The process for loading a model includes re-creating the model structure and loading the state dictionary into it.

In [None]:
model = DeepNeuralNet(28 * 28, [512, 512], 10)
model.load_state_dict(torch.load("model.pth"))

This model can now be used to make predictions.

In [None]:
classes = [
    "T-shirt/top",
    "Trouser",
    "Pullover",
    "Dress",
    "Coat",
    "Sandal",
    "Shirt",
    "Sneaker",
    "Bag",
    "Ankle boot",
]

model.eval()
x, y = test_data[0][0], test_data[0][1]
with torch.no_grad():
    pred = model(x)
    predicted, actual = classes[pred[0].argmax(0)], classes[y]
    print(f'Predicted: "{predicted}", Actual: "{actual}"')

### MNIST from Scratch

You have now seen the entire pipeline, going from the exploration of training data to the model evaluation.
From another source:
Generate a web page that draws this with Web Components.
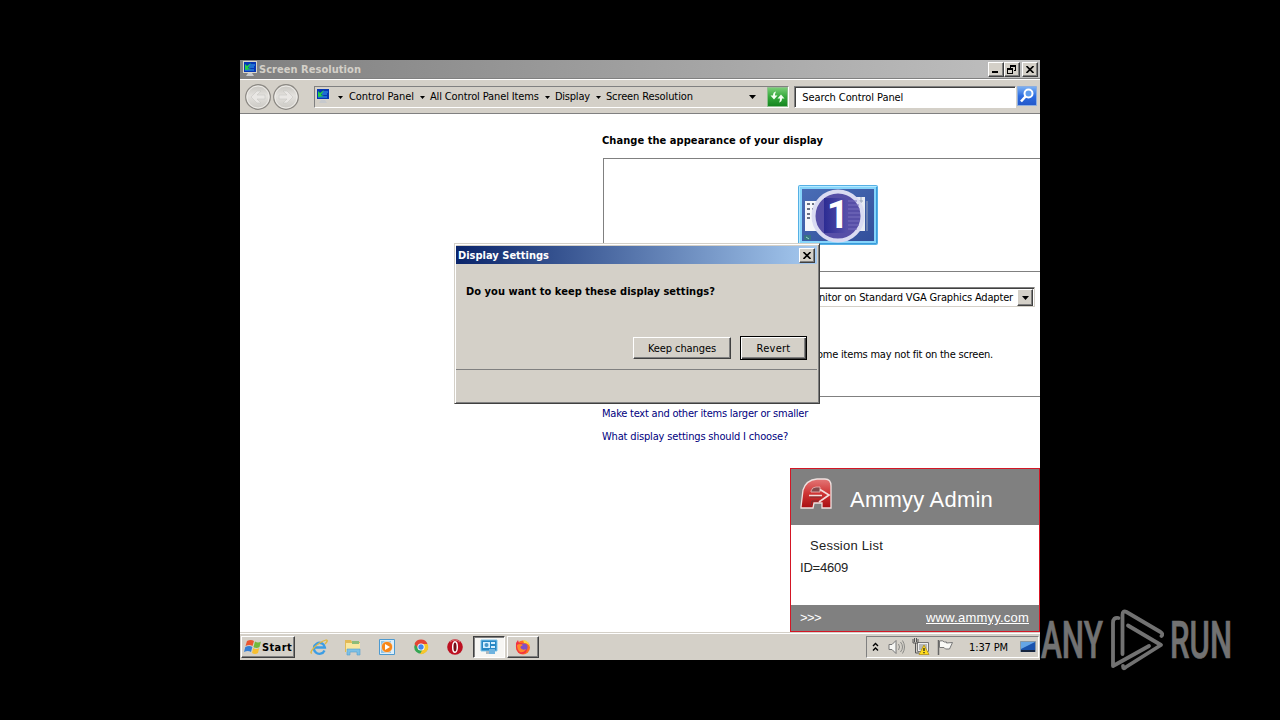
<!DOCTYPE html>
<html lang="en">
<head>
<meta charset="utf-8">
<title>Screen Resolution</title>
<style>
	html, body {
		margin: 0;
		width: 1280px;
		height: 720px;
		overflow: hidden;
		background: #000;
	}
	body {
		font: 11px/14px "DejaVu Sans Condensed", "DejaVu Sans", sans-serif;
		font-stretch: condensed;
		color: #000;
	}
</style>
</head>
<body>
<desktop-app></desktop-app>

<script>
const ICONS = {
	monitor: [16, 16, `<path d="M1 0h14v12H1z" fill="#d8d5ca"/><path d="M2 1h12v10H2z" fill="#0636b4"/><path d="M7 4h6M7 6h5M3 9h9" stroke="#39a6ed" fill="none"/><path d="M3 9V3l2 2 4-3-3 5 3 1z" fill="#25d044"/><path d="M6 12h4l2 3H4z" fill="#c6c9cd"/>`],
	back: [28, 28, `<defs><linearGradient id="g" x2="0" y2="1"><stop stop-color="#c5c3be"/><stop offset=".45" stop-color="#e4e2de"/><stop offset="1" stop-color="#c9c7c2"/></linearGradient></defs><circle cx="14" cy="14" r="12.3" fill="url(#g)" stroke="#8a8782" stroke-width="1.2"/><circle cx="14" cy="14" r="11" fill="none" stroke="#eeece8"/><path d="M21 12h-8l4-4h-4l-6 6 6 6h4l-4-4h8z" fill="#e9e7e4" stroke="#c8c6c2" stroke-width=".6"/>`],
	refresh: [21, 20, `<defs><linearGradient id="g" x2="0" y2="1"><stop stop-color="#7bcf78"/><stop offset=".5" stop-color="#34a83b"/><stop offset="1" stop-color="#14841f"/></linearGradient></defs><path d="M.5.5h20v19H.5z" fill="url(#g)" stroke="#8fbf8e"/><path d="M9 4.500q-3 .5-3 4H3.500L7 12.500l3.500-4H8q0-2 1-4zM12 15.500q3-.5 3-4h2.500L14 7.500l-3.500 4H13q0 2-1 4z" fill="#f5fff3"/>`],
	search: [20, 20, `<defs><linearGradient id="g" x2="0" y2="1"><stop stop-color="#7fb3f4"/><stop offset=".5" stop-color="#2c6ce0"/><stop offset="1" stop-color="#2458c9"/></linearGradient></defs><path d="M.5.5h19v19H.5z" fill="url(#g)" stroke="#8caee0"/><circle cx="11.500" cy="7.500" r="4" fill="#5d9bed" stroke="#fff" stroke-width="2"/><path d="M8.500 10.500L4 15.500" stroke="#fff" stroke-width="2.600"/>`],
	close: [8, 7, `<path d="M.5 0l7 7M7.500 0l-7 7" stroke="#000" stroke-width="1.600"/>`],
	minimize: [8, 8, `<path d="M0 6h6v2H0z"/>`],
	restore: [9, 9, `<path d="M3 0h6v6H7V5h1V2H4v1H3zM0 3h6v6H0zm1 2v3h4V5z" fill-rule="evenodd"/>`],
	down: [7, 4, `<path d="M0 0h7L3.500 4z"/>`],
	crumb: [5, 3, `<path d="M0 0h5L2.500 3z"/>`],
	screen: [80, 60, `<defs><linearGradient id="g" x2="1" y2="1"><stop stop-color="#4a6db6"/><stop offset="1" stop-color="#324f9b"/></linearGradient><linearGradient id="r" x2="1" y2="0"><stop stop-color="#2c2c93"/><stop offset="1" stop-color="#5650aa"/></linearGradient></defs>
		<rect x=".5" y=".5" width="79" height="59" rx="1" fill="#86d4fa" stroke="#55b0e5"/><path d="M1.500 58V1.500H78" fill="none" stroke="#b4e9ff"/><path d="M2 58.500h76.500V2" fill="none" stroke="#3a9bdb"/><path d="M4 4h72v52H4z" fill="url(#g)"/>
		<path d="M7 16h17v30H7z" fill="#f5f6fa"/><path d="M9 19h3M9 24h3M9 29h3M9 33h3M14 19h2M14 24h2M14 29h2" stroke="#6b7184" stroke-width="2"/><path d="M51 12h16v34H51z" fill="#e8ebf3"/><path d="M60 16h5M63 12v6M69 16v30" stroke="#98a3ba"/><path d="M6 50h7v5H6z" fill="#387384"/><path d="M8 52l3 2" stroke="#92dfbf"/>
		<circle cx="40" cy="31" r="24.500" fill="#574fa7" stroke="#dadbf2" stroke-width="4"/><path d="M26 13h23v35H26z" fill="url(#r)"/><path d="M50 16h9M50 20h11M50 24h12M50 28h12M50 32h12M50 36h12M50 40h11M50 44h9" stroke="#7971be"/>`],
	ammyy: [34, 34, `<defs><linearGradient id="g" x2="0" y2="1"><stop stop-color="#e47878"/><stop offset=".5" stop-color="#ce3434"/><stop offset="1" stop-color="#a80e12"/></linearGradient></defs><path d="M2 29L4 12Q7 2 18 1h8q6 0 6 7v22h-9v-5h-8l-1 5H2z" fill="url(#g)" stroke="#eee1df" stroke-width="1.300"/><path d="M12 13q1-4 5-4h4v5h-9z" fill="#84494b" stroke="#eebcbb" stroke-width=".8"/><path d="M11 19h11M12 28l1-5h7" fill="none" stroke="#743234"/><path d="M10 17.500h13M21 11.500l9 5.500-10 7" fill="none" stroke="#f4dddb" stroke-width="1.700"/>`],
	start: [18, 16, `<path d="M3 2q4-2 7 0L8.500 7q-3-2-7 0z" fill="#ea5630"/><path d="M11 2.500q3 2 6 0L15.500 8q-3 2-6 0z" fill="#72b93b"/><path d="M1.300 8q4-2 7 0L7 13q-3-2-7 0z" fill="#367fd4"/><path d="M9.200 9q3 2 6 0L14 14q-3 2-6 0z" fill="#f7bf30"/>`],
	ie: [18, 18, `<path d="M14.500 12.500a5.500 5.500 0 1 1 .4-3H5" fill="none" stroke="#3c9de4" stroke-width="2.300"/><path d="M2 15C-2 16 6 5 16 2q3 0-1 4" fill="none" stroke="#dfb842" stroke-width="1.300"/>`],
	folder: [18, 18, `<path d="M1 2h6l1 2h8v10H1z" fill="#e2b956"/><path d="M2 5h14v9H2z" fill="#f8e7a0"/><path d="M8 3h7v3H8z" fill="#8dbc79"/><path d="M3 17v-6h13v6h-3v-3H6v3z" fill="#7cc0e5" stroke="#569dcc" stroke-width=".6"/>`],
	media: [18, 18, `<path d="M1.500 1.500h15v15h-15z" fill="#dceefa" stroke="#4d9ad0"/><path d="M3 3h10v12H3z" fill="#8ec5e8"/><circle cx="9" cy="9" r="5.600" fill="#f78719" stroke="#fff" stroke-width=".5"/><path d="M7 6v6l5-3z" fill="#fff"/>`],
	chrome: [18, 18, `<circle cx="9" cy="9" r="6.800" fill="#35a653"/><path d="M2.500 6A7 7 0 0 1 15.500 6H9L6 10z" fill="#e54334"/><path d="M15.500 6A7 7 0 0 1 8 16l4-7-3-3z" fill="#f8c62b"/><circle cx="9" cy="9" r="3.600" fill="#fff"/><circle cx="9" cy="9" r="2.700" fill="#4286ed"/>`],
	opera: [18, 18, `<circle cx="9" cy="9" r="7.800" fill="#bd1021"/><path d="M4 4q5-4 10 0" stroke="#e27878" fill="none"/><ellipse cx="9" cy="9" rx="2.300" ry="5.300" fill="#761018" stroke="#fff" stroke-width="1.500"/>`],
	display: [18, 18, `<path d="M1 2h16v11H1z" fill="#2787c4" stroke="#80c5eb"/><path d="M3 4h7v6H3zM11 4h4v2h-4zM11 8h4v2h-4z" fill="#d4efff"/><circle cx="6.500" cy="7" r="2" fill="#4796c9"/><path d="M6 13h4v3H6z" fill="#b1bac0"/><path d="M9 11h6v5H9z" fill="#6fb3df"/>`],
	firefox: [18, 18, `<circle cx="9" cy="9.500" r="7" fill="#ff6c24"/><path d="M9 2q7 1 7 7.500Q15 5 10 5z" fill="#ffd83d"/><path d="M2 5l2-3 1 3h4l-3 4q2 5 7 2 0 5-6 5-6-2-5-11" fill="#f23343"/><circle cx="10" cy="9" r="3.600" fill="#8050c7"/><path d="M3 7q3-2 6 0l-3 2q2 4 6 2-2 4-6 3-3-2-3-7" fill="#ff882c"/>`],
	chevrons: [7, 10, `<path d="M1 4l2.500-2.500L6 4M1 8.500L3.500 6 6 8.500" fill="none" stroke="#000" stroke-width="1.400"/>`],
	speaker: [18, 16, `<path d="M1 5.500h3l4-4v13l-4-4H1z" fill="#f6f6f3" stroke="#777"/><path d="M10.500 5q2 3 0 6M12.500 3q4 5 0 10M14.500 1.500q4 6.500 0 13" fill="none" stroke="#8a8a87"/>`],
	network: [18, 18, `<path d="M5.500 4.500h11v9h-11z" fill="#eee" stroke="#777"/><path d="M7 6h8v6H7z" fill="#b6b8b8"/><path d="M1 1v4h5V1M2.500 0v4M4.500 0v4M3.500 5v10H7" fill="none" stroke="#555"/><path d="M12 7l5 9.500H7z" fill="#ffdc1b" stroke="#aa850c" stroke-width=".7"/><path d="M12 10v3M12 14v1.200" stroke="#222" stroke-width="1.300"/>`],
	flag: [18, 17, `<path d="M2.500 1v15" stroke="#666" stroke-width="1.500"/><path d="M3.500 2q3-1 5 1h2v1l6-.5-3 6.500H9.500L8 8.500H3.500z" fill="#f9f9f6" stroke="#777"/>`],
	desktop: [16, 14, `<path d="M.5 1.500h15v10H.5z" fill="#1a53ad" stroke="#8798a6"/><path d="M1 2h14L1 9z" fill="#65a5e6"/><path d="M1 10h14v2H1z" fill="#15243d"/>`],
	play: [56, 64, `<g fill="none" stroke="#727272" stroke-width="3.800" stroke-linejoin="round" stroke-linecap="round"><path d="M14.500 46V7q0-5 4-3l34 20q3 2 1 4"/><path d="M10.500 10Q5 9 5 15v43l36-20"/><path d="M20 17.500L53 37 18 59q-3 3-3-1"/></g>`]
};

class UiIcon extends HTMLElement {
	constructor() {
		super();
		this.attachShadow({ mode: "open" });
	}

	connectedCallback() {
		const [w, h, body] = ICONS[this.getAttribute("name")];
		this.shadowRoot.innerHTML = `
			<style>
				:host { display: block; flex: none; }
				svg { display: block; }
			</style>
			<svg width="${w}" height="${h}" viewBox="0 0 ${w} ${h}">${body}</svg>
		`;
	}
}

// One line of text, spaced (or squeezed) to the given width
class UiText extends HTMLElement {
	constructor() {
		super();
		this.attachShadow({ mode: "open" });
		this.shadowRoot.innerHTML = `
			<style>
				:host {
					display: block;
					flex: none;
					white-space: nowrap;
					transform: translateY(var(--text-shift, 1px));
				}
				:host([underline]) span { text-decoration: underline; }
				span { display: inline-block; transform-origin: 0 50%; }
			</style>
			<span><slot></slot></span>
		`;
	}

	connectedCallback() {
		const width = Number(this.getAttribute("width"));
		const span = this.shadowRoot.querySelector("span");
		const natural = span.getBoundingClientRect().width;
		this.style.width = width + "px";
		if (this.hasAttribute("squeeze")) {
			span.style.transform = `scaleX(${width / natural})`;
		} else {
			span.style.letterSpacing = (width - natural) / this.textContent.length + "px";
		}
	}
}

class UiButton extends HTMLElement {
	constructor() {
		super();
		this.attachShadow({ mode: "open" });
		this.shadowRoot.innerHTML = `
			<style>
				:host {
					display: flex;
					flex: none;
					align-items: center;
					justify-content: center;
					box-sizing: border-box;
					background: #d4d0c8;
					border: 1px solid;
					border-color: #fff #404040 #404040 #fff;
					box-shadow: inset -1px -1px #808080;
				}
				:host([default]) {
					border-color: #000;
					box-shadow: inset 1px 1px #fff, inset -1px -1px #404040, inset -2px -2px #808080;
				}
				:host([pressed]) {
					background: #f7f6f3;
					border-color: #404040 #fff #fff #404040;
					box-shadow: inset 1px 1px #808080;
				}
			</style>
			<slot></slot>
		`;
	}
}

class TitleBar extends HTMLElement {
	constructor() {
		super();
		this.attachShadow({ mode: "open" });
		this.shadowRoot.innerHTML = `
			<style>
				:host {
					display: flex;
					align-items: center;
					height: 18px;
					flex: none;
					box-sizing: border-box;
					padding: 0 2px;
					font-weight: bold;
					color: #fff;
					background: linear-gradient(90deg, #0a246a, #a6caf0);
				}
				:host([inactive]) {
					color: #d4d0c8;
					background: linear-gradient(90deg, #808080, #c0c0c0);
				}
				.buttons { display: flex; margin-left: auto; }
			</style>
			<slot></slot>
			<div class="buttons"><slot name="buttons"></slot></div>
		`;
	}
}

class AddressBar extends HTMLElement {
	constructor() {
		super();
		this.attachShadow({ mode: "open" });
		this.shadowRoot.innerHTML = `
			<style>
				:host {
					display: flex;
					flex: none;
					height: 36px;
					box-sizing: border-box;
					padding: 7px 3px 0 4px;
					background: #d4d0c8;
					border-top: 1px solid #808080;
					border-bottom: 1px solid #808080;
					box-shadow: inset 0 1px #fff;
				}
				.nav { display: flex; width: 70px; margin-top: -3px; }
				.path, .search {
					box-sizing: border-box;
					height: 22px;
					display: flex;
					align-items: center;
					border: 1px solid;
					border-color: #808080 #fff #fff #808080;
				}
				.path { width: 476px; --text-shift: 0px; }
				.path ui-icon[name=monitor] { margin: -2px 7px 0 0; }
				.crumb { display: flex; align-items: center; gap: 5px; margin-right: 6px; }
				.root { gap: 6px; }
				.end { margin: 0 11px 0 auto; }
				.search {
					width: 222px;
					margin-left: 5px;
					padding-left: 7px;
					background: #fff;
					box-shadow: inset 1px 1px #404040;
				}
				.go { margin-left: 1px; }
			</style>
			<div class="nav">
				<ui-icon name="back"></ui-icon>
				<ui-icon name="back" style="transform: scaleX(-1)"></ui-icon>
			</div>
			<div class="path">
				<ui-icon name="monitor"></ui-icon>
				<div class="crumb root"><ui-icon name="crumb"></ui-icon><ui-text width="65">Control Panel</ui-text></div>
				<div class="crumb"><ui-icon name="crumb"></ui-icon><ui-text width="109">All Control Panel Items</ui-text></div>
				<div class="crumb"><ui-icon name="crumb"></ui-icon><ui-text width="35">Display</ui-text></div>
				<div class="crumb"><ui-icon name="crumb"></ui-icon><ui-text width="87">Screen Resolution</ui-text></div>
				<ui-icon class="end" name="down"></ui-icon>
				<ui-icon name="refresh"></ui-icon>
			</div>
			<div class="search"><ui-text width="101">Search Control Panel</ui-text></div>
			<ui-icon class="go" name="search"></ui-icon>
		`;
	}
}

class ResolutionPage extends HTMLElement {
	constructor() {
		super();
		this.attachShadow({ mode: "open" });
		this.shadowRoot.innerHTML = `
			<style>
				:host {
					display: block;
					flex: 1;
					box-sizing: border-box;
					padding: 19px 0 0 362px;
					background: #fff;
				}
				h1 { margin: 0 0 11px; font: inherit; font-weight: bold; }
				.panel {
					margin-left: 1px;
					height: 237px;
					border: 1px solid #808080;
					border-right: 0;
				}
				.preview {
					height: 113px;
					box-sizing: border-box;
					padding: 26px 0 0 194px;
					border-bottom: 1px solid #808080;
				}
				.screen { display: grid; width: 80px; height: 60px; }
				.screen > * { grid-area: 1 / 1; }
				.number {
					place-self: center;
					font: bold 39px/44px Roboto, sans-serif;
					color: #fff;
				}
				.select {
					display: flex;
					align-items: center;
					justify-content: flex-end;
					box-sizing: border-box;
					width: 421px;
					height: 20px;
					margin: 15px 0 0 10px;
					padding-right: 1px;
					border: 1px solid;
					border-color: #808080 #d4d0c8 #d4d0c8 #808080;
					box-shadow: inset 0 1px #404040;
				}
				.select ui-button { width: 16px; height: 17px; margin: 1px 0 0 4px; }
				.note { margin: 40px 0 0 213px; }
				.links { display: flex; flex-direction: column; gap: 9px; margin-top: 9px; color: #000080; }
			</style>
			<h1><ui-text width="221">Change the appearance of your display</ui-text></h1>
			<div class="panel">
				<div class="preview">
					<div class="screen"><ui-icon name="screen"></ui-icon><div class="number">1</div></div>
				</div>
				<div class="select">
					<ui-text width="194">nitor on Standard VGA Graphics Adapter</ui-text>
					<ui-button><ui-icon name="down"></ui-icon></ui-button>
				</div>
				<div class="note"><ui-text width="176">ome items may not fit on the screen.</ui-text></div>
			</div>
			<div class="links">
				<ui-text width="206">Make text and other items larger or smaller</ui-text>
				<ui-text width="186">What display settings should I choose?</ui-text>
			</div>
		`;
	}
}

class SettingsDialog extends HTMLElement {
	constructor() {
		super();
		this.attachShadow({ mode: "open" });
		this.shadowRoot.innerHTML = `
			<style>
				:host {
					display: flex;
					flex-direction: column;
					box-sizing: border-box;
					width: 366px;
					height: 161px;
					padding: 2px 2px 0 1px;
					background: #d4d0c8;
					border: 1px solid;
					border-color: #d4d0c8 #404040 #404040 #d4d0c8;
					box-shadow: inset 1px 1px #fff, inset -1px -1px #808080;
				}
				.close { width: 16px; height: 15px; }
				.question { margin: 20px 0 0 10px; font-weight: bold; }
				.actions {
					display: flex;
					justify-content: flex-end;
					align-items: center;
					gap: 9px;
					margin-top: 38px;
					padding-right: 10px;
				}
				.keep { width: 98px; height: 22px; }
				.revert { width: 67px; height: 24px; }
				.line { margin-top: 9px; border-top: 1px solid #808080; }
			</style>
			<title-bar>
				<ui-text width="91">Display Settings</ui-text>
				<ui-button slot="buttons" class="close"><ui-icon name="close"></ui-icon></ui-button>
			</title-bar>
			<div class="question"><ui-text width="249">Do you want to keep these display settings?</ui-text></div>
			<div class="actions">
				<ui-button class="keep"><ui-text width="68">Keep changes</ui-text></ui-button>
				<ui-button class="revert" default><ui-text width="34">Revert</ui-text></ui-button>
			</div>
			<div class="line"></div>
		`;
	}
}

class AmmyyPanel extends HTMLElement {
	constructor() {
		super();
		this.attachShadow({ mode: "open" });
		this.shadowRoot.innerHTML = `
			<style>
				:host {
					display: flex;
					flex-direction: column;
					box-sizing: border-box;
					width: 250px;
					height: 164px;
					background: #fff;
					border: 1px solid #d31625;
					font: 13px/16px "Liberation Sans", sans-serif;
				}
				header, footer {
					--text-shift: 0px;
					display: flex;
					flex: none;
					align-items: center;
					box-sizing: border-box;
					background: #808080;
					color: #fff;
				}
				header { height: 56px; padding-left: 8px; font-size: 22px; line-height: 26px; }
				header ui-icon { margin: -5px 17px 0 0; }
				header ui-text { margin-top: 5px; }
				.list { flex: 1; padding: 12px 0 0 9px; color: #222; }
				.list ui-text + ui-text { margin-top: 6px; }
				.session { margin-left: 10px; }
				footer { height: 26px; padding: 0 10px 0 9px; justify-content: space-between; }
			</style>
			<header>
				<ui-icon name="ammyy"></ui-icon>
				<ui-text width="143">Ammyy Admin</ui-text>
			</header>
			<div class="list">
				<ui-text class="session" width="73">Session List</ui-text>
				<ui-text width="48">ID=4609</ui-text>
			</div>
			<footer>
				<ui-text width="21">&gt;&gt;&gt;</ui-text>
				<ui-text width="103" underline>www.ammyy.com</ui-text>
			</footer>
		`;
	}
}

class TaskBar extends HTMLElement {
	constructor() {
		super();
		this.attachShadow({ mode: "open" });
		this.shadowRoot.innerHTML = `
			<style>
				:host {
					display: flex;
					flex: none;
					height: 28px;
					box-sizing: border-box;
					padding: 4px 1px 2px 1px;
					background: #d4d0c8;
					box-shadow: inset 0 1px #d4d0c8, inset 0 2px #fff;
				}
				.start { width: 54px; font-weight: bold; }
				.quick { display: flex; align-items: center; gap: 16px; margin: 0 9px 0 15px; }
				.task { width: 32px; margin-right: 2px; }
				.tray {
					display: flex;
					align-items: center;
					box-sizing: border-box;
					width: 173px;
					margin-left: auto;
					padding-left: 5px;
					border: 1px solid;
					border-color: #808080 #fff #fff #808080;
				}
			</style>
			<ui-button class="start"><ui-icon name="start"></ui-icon><ui-text width="30">Start</ui-text></ui-button>
			<div class="quick">
				<ui-icon name="ie"></ui-icon>
				<ui-icon name="folder"></ui-icon>
				<ui-icon name="media"></ui-icon>
				<ui-icon name="chrome"></ui-icon>
				<ui-icon name="opera"></ui-icon>
			</div>
			<ui-button class="task" pressed><ui-icon name="display"></ui-icon></ui-button>
			<ui-button class="task"><ui-icon name="firefox"></ui-icon></ui-button>
			<div class="tray">
				<ui-icon name="chevrons" style="margin-right: 9px"></ui-icon>
				<ui-icon name="speaker" style="margin-right: 6px"></ui-icon>
				<ui-icon name="network" style="margin-right: 6px"></ui-icon>
				<ui-icon name="flag" style="margin-right: 15px"></ui-icon>
				<ui-text width="39">1:37 PM</ui-text>
				<ui-icon name="desktop" style="margin-left: 12px"></ui-icon>
			</div>
		`;
	}
}

class AnyRunMark extends HTMLElement {
	constructor() {
		super();
		this.attachShadow({ mode: "open" });
		this.shadowRoot.innerHTML = `
			<style>
				:host {
					display: flex;
					align-items: center;
					height: 64px;
					font: 500 51px/64px Roboto, sans-serif;
					color: #727272;
					-webkit-text-stroke: .7px #727272;
				}
				ui-icon { margin: 0 6px 0 5px; }
			</style>
			<ui-text width="62" squeeze>ANY</ui-text>
			<ui-icon name="play"></ui-icon>
			<ui-text width="62" squeeze>RUN</ui-text>
		`;
	}
}

class DesktopApp extends HTMLElement {
	constructor() {
		super();
		this.attachShadow({ mode: "open" });
		this.shadowRoot.innerHTML = `
			<style>
				:host {
					display: block;
					box-sizing: border-box;
					width: 1280px;
					height: 720px;
					padding: 60px 240px;
					position: relative;
				}
				.screen {
					display: flex;
					flex-direction: column;
					width: 800px;
					height: 600px;
					overflow: hidden;
				}
				title-bar ui-icon { margin-right: 1px; }
				title-bar ui-button { width: 16px; height: 15px; }
				.close { margin-left: 2px; }
				settings-dialog { position: absolute; left: 454px; top: 243px; }
				ammyy-panel { position: absolute; left: 790px; top: 468px; }
				any-run-mark { position: absolute; left: 1041px; top: 608px; }
			</style>
			<div class="screen">
				<title-bar inactive>
					<ui-icon name="monitor"></ui-icon>
					<ui-text width="102">Screen Resolution</ui-text>
					<ui-button slot="buttons"><ui-icon name="minimize"></ui-icon></ui-button>
					<ui-button slot="buttons"><ui-icon name="restore"></ui-icon></ui-button>
					<ui-button slot="buttons" class="close"><ui-icon name="close"></ui-icon></ui-button>
				</title-bar>
				<address-bar></address-bar>
				<resolution-page></resolution-page>
				<task-bar></task-bar>
			</div>
			<settings-dialog></settings-dialog>
			<ammyy-panel></ammyy-panel>
			<any-run-mark></any-run-mark>
		`;
	}
}

customElements.define("ui-icon", UiIcon);
customElements.define("ui-text", UiText);
customElements.define("ui-button", UiButton);
customElements.define("title-bar", TitleBar);
customElements.define("address-bar", AddressBar);
customElements.define("resolution-page", ResolutionPage);
customElements.define("settings-dialog", SettingsDialog);
customElements.define("ammyy-panel", AmmyyPanel);
customElements.define("task-bar", TaskBar);
customElements.define("any-run-mark", AnyRunMark);
customElements.define("desktop-app", DesktopApp);
</script>
</body>
</html>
The final task for today is to use your new knowledge to get a running model that can classify MNIST dataset digits.

In [None]:
train_data = datasets.MNIST(
    root='data',
    train=True,
    download=True,
    transform=Compose([
      ToTensor(),
      Lambda(lambda x: torch.flatten(x, start_dim=0))
    ]),
)

test_data = datasets.MNIST(
    root='data',
    train=False,
    download=True,
    transform=Compose([
      ToTensor(),
      Lambda(lambda x: torch.flatten(x, start_dim=0))
    ]),
)

In [None]:
# Hint: you can follow and re-use the above code step-by-step.

Once you have a working instance, try varying the learning rate, batch size, and the sizes and numbers of individual layers in your network in order to get the best possible training accuracy.